Appellant seems to find comfort in the fact that this affidavit was introduced by the United States. Since the acts and intention of Iwamoto were cardinal, we find it generally immaterial.

If it were necessary, the act of making formal application to a government agency with the deliberate view of reacquisition of Japanese citizenship could be readily distinguished from voting in an election, marrying a foreigner or being drafted into a military organization.

The trial court found that the testimony of Iwamoto “concerning his reasons for reacquiring Japanese nationality is not worthy of belief.”

This court finds there was evidence in the record which was sufficient to support the finding of fact that the reacquisition of Japanese nationality was voluntary. This evidence was clear and convincing. The only testimony upon which he could rely to establish that he acted under coercion was his own.
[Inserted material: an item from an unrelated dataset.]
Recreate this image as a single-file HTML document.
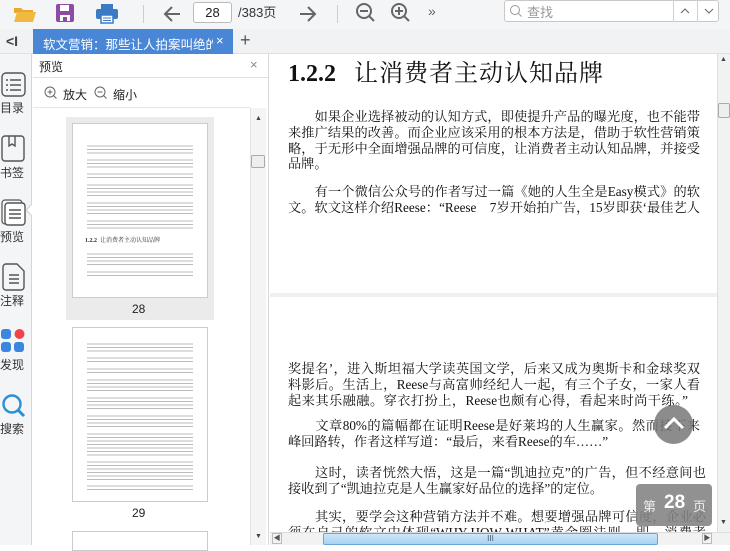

We agree that the trial court was not bound to accept his testimony as the truth. Since the findings of fact are not therefore “clearly erroneous,” the judgment of the District Court must be sustained.

Affirmed. 
      
      . Section 503, Nationality Act of 1940, 54 Stat. 1171, 8 U.S.C.A. § 903 (1942), now 8 U.S.C.A. § 1503; section 405 of Immigration and Nationality Act of 1952, 66 Stat. 280, 8 U.S.C.A. § 1101 note.
     
      
      . Rule 52(a), Federal Rules of Civil Procedure, 28 U.S.C.A.
     
      
      . The ruling of the trial court did not depend upon the onus of burden of proof. The findings were based upon the evidence as a whole and the credibility which the trial judge accorded Iwamoto. Neither the holding of the trial court nor our opinion is in conflict with the decisions of this Circuit in Fukomoto v. Dalles, 9 Cir., 216 F.2d 553, or those of other Circuits in Stipa v. Dulles, 3 Cir., 233 F.2d 551, or Monaco v. Dulles, 2 Cir., 210 F.2d 760.